Martin does not delve into differences in power and influence between genders, but rather looks at how women have wielded influence on the executive branch of government. While the book gives insight into the progress of women's issues, it is perhaps more valuable for the insights it gives into the presidency by looking at presidential influence framed by a specific interest group.
"From my perspective...if you were a women's studies person coming at it, you'd probably totally disagree with what I say," Martin said. "But I come at it as an institutionalist.
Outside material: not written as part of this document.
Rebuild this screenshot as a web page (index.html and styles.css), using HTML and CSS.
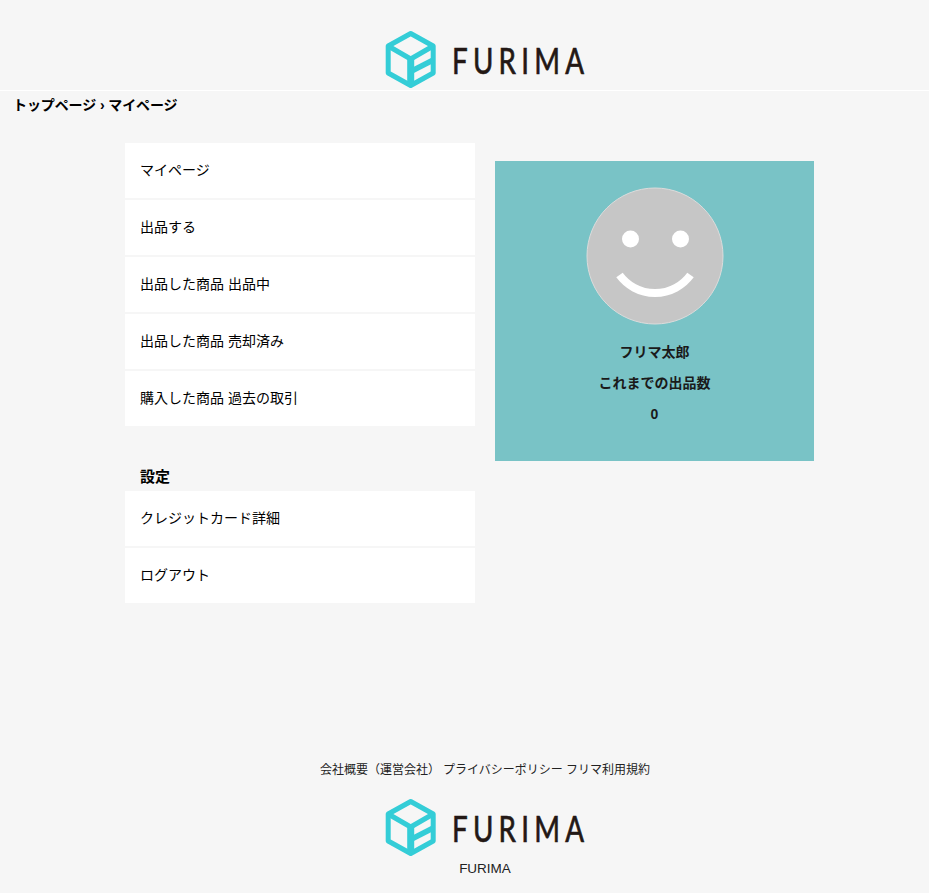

I see the world in terms of institutions."
It's important for women to understand the institutions of government and to become a part of the structure of government because "this is how power is used; this is how decisions are made," Martin said. "You can use institutions if you understand them."
Martin plans to next turn her attention to the relationship between congressional influence and presidential action on similar issues.
A final note on family dynamics:
Though it's not a part of her book, Martin made an interesting observation during her research - how a president perceives women and women's issues seems linked to the gender of his children.
"What I found out is that if a president only has daughters...he seems to be far more understanding of women than if a president has sons or sons and daughters."
Martin said this holds true going all the way back to Herbert Hoover.
Much of the evidence Martin used in making this observation is in the language presidents used in talking about women and what that demonstrates about their perceptions of women and their abilities.
"Probably the most surprising is Franklin Roosevelt and his language and how he talks about women in World War II and women working in factories," Martin said. "Roosevelt seemed really surprised at women's abilities when they moved into the work force."